START PROVIDED DATA

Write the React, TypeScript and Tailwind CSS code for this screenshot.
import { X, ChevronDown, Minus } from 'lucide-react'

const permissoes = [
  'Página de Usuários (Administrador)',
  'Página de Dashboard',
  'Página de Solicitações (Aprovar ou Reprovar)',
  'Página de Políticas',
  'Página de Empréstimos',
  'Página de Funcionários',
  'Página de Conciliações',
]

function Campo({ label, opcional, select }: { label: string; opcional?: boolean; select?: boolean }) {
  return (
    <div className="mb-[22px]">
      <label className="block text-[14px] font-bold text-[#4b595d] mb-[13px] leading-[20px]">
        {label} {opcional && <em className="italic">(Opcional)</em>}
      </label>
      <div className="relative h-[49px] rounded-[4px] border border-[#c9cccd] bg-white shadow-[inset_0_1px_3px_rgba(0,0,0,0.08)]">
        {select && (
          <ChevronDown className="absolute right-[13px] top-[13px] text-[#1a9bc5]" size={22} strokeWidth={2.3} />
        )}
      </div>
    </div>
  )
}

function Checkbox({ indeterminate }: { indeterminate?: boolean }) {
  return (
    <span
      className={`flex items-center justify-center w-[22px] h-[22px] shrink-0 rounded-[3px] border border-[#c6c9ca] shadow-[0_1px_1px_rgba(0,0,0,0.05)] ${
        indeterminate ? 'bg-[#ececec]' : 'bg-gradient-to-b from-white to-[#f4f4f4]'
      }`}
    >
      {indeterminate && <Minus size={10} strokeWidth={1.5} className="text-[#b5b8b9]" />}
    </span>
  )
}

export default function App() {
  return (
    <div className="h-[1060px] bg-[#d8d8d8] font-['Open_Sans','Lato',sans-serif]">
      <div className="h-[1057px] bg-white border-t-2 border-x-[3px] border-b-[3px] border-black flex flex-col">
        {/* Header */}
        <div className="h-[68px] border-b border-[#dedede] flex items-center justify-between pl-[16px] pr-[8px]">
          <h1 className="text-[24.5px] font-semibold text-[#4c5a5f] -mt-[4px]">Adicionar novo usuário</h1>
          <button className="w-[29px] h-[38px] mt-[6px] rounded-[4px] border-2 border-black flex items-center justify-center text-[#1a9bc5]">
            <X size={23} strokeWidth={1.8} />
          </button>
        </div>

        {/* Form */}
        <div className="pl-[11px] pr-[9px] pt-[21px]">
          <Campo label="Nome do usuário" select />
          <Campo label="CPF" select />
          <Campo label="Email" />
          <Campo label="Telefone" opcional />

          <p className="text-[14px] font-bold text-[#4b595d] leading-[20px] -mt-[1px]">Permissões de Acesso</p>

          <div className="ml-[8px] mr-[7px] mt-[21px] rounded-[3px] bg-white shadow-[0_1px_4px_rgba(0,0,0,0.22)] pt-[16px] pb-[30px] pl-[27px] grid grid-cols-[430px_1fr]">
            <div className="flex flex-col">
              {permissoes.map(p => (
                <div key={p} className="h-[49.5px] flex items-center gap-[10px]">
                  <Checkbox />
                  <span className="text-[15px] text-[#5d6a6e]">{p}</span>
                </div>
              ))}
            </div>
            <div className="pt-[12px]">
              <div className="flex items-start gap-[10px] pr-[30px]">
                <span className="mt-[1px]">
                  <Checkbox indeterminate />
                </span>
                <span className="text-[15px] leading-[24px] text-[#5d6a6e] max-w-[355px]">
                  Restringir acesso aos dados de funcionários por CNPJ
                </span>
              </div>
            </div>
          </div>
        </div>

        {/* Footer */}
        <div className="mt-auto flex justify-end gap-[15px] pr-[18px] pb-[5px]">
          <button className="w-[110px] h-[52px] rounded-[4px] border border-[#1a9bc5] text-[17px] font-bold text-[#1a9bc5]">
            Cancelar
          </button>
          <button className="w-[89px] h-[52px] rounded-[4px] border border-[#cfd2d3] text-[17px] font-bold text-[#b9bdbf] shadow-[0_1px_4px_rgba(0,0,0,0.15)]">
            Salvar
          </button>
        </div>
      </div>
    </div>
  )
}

END PROVIDED DATA

# WHAT YOU NEED TO DO
Repeat the material above exactly.

# ANSWER IN FULL
Write the React, TypeScript and Tailwind CSS code for this screenshot.
import { X, ChevronDown, Minus } from 'lucide-react'

const permissoes = [
  'Página de Usuários (Administrador)',
  'Página de Dashboard',
  'Página de Solicitações (Aprovar ou Reprovar)',
  'Página de Políticas',
  'Página de Empréstimos',
  'Página de Funcionários',
  'Página de Conciliações',
]

function Campo({ label, opcional, select }: { label: string; opcional?: boolean; select?: boolean }) {
  return (
    <div className="mb-[22px]">
      <label className="block text-[14px] font-bold text-[#4b595d] mb-[13px] leading-[20px]">
        {label} {opcional && <em className="italic">(Opcional)</em>}
      </label>
      <div className="relative h-[49px] rounded-[4px] border border-[#c9cccd] bg-white shadow-[inset_0_1px_3px_rgba(0,0,0,0.08)]">
        {select && (
          <ChevronDown className="absolute right-[13px] top-[13px] text-[#1a9bc5]" size={22} strokeWidth={2.3} />
        )}
      </div>
    </div>
  )
}

function Checkbox({ indeterminate }: { indeterminate?: boolean }) {
  return (
    <span
      className={`flex items-center justify-center w-[22px] h-[22px] shrink-0 rounded-[3px] border border-[#c6c9ca] shadow-[0_1px_1px_rgba(0,0,0,0.05)] ${
        indeterminate ? 'bg-[#ececec]' : 'bg-gradient-to-b from-white to-[#f4f4f4]'
      }`}
    >
      {indeterminate && <Minus size={10} strokeWidth={1.5} className="text-[#b5b8b9]" />}
    </span>
  )
}

export default function App() {
  return (
    <div className="h-[1060px] bg-[#d8d8d8] font-['Open_Sans','Lato',sans-serif]">
      <div className="h-[1057px] bg-white border-t-2 border-x-[3px] border-b-[3px] border-black flex flex-col">
        {/* Header */}
        <div className="h-[68px] border-b border-[#dedede] flex items-center justify-between pl-[16px] pr-[8px]">
          <h1 className="text-[24.5px] font-semibold text-[#4c5a5f] -mt-[4px]">Adicionar novo usuário</h1>
          <button className="w-[29px] h-[38px] mt-[6px] rounded-[4px] border-2 border-black flex items-center justify-center text-[#1a9bc5]">
            <X size={23} strokeWidth={1.8} />
          </button>
        </div>

        {/* Form */}
        <div className="pl-[11px] pr-[9px] pt-[21px]">
          <Campo label="Nome do usuário" select />
          <Campo label="CPF" select />
          <Campo label="Email" />
          <Campo label="Telefone" opcional />

          <p className="text-[14px] font-bold text-[#4b595d] leading-[20px] -mt-[1px]">Permissões de Acesso</p>

          <div className="ml-[8px] mr-[7px] mt-[21px] rounded-[3px] bg-white shadow-[0_1px_4px_rgba(0,0,0,0.22)] pt-[16px] pb-[30px] pl-[27px] grid grid-cols-[430px_1fr]">
            <div className="flex flex-col">
              {permissoes.map(p => (
                <div key={p} className="h-[49.5px] flex items-center gap-[10px]">
                  <Checkbox />
                  <span className="text-[15px] text-[#5d6a6e]">{p}</span>
                </div>
              ))}
            </div>
            <div className="pt-[12px]">
              <div className="flex items-start gap-[10px] pr-[30px]">
                <span className="mt-[1px]">
                  <Checkbox indeterminate />
                </span>
                <span className="text-[15px] leading-[24px] text-[#5d6a6e] max-w-[355px]">
                  Restringir acesso aos dados de funcionários por CNPJ
                </span>
              </div>
            </div>
          </div>
        </div>

        {/* Footer */}
        <div className="mt-auto flex justify-end gap-[15px] pr-[18px] pb-[5px]">
          <button className="w-[110px] h-[52px] rounded-[4px] border border-[#1a9bc5] text-[17px] font-bold text-[#1a9bc5]">
            Cancelar
          </button>
          <button className="w-[89px] h-[52px] rounded-[4px] border border-[#cfd2d3] text-[17px] font-bold text-[#b9bdbf] shadow-[0_1px_4px_rgba(0,0,0,0.15)]">
            Salvar
          </button>
        </div>
      </div>
    </div>
  )
}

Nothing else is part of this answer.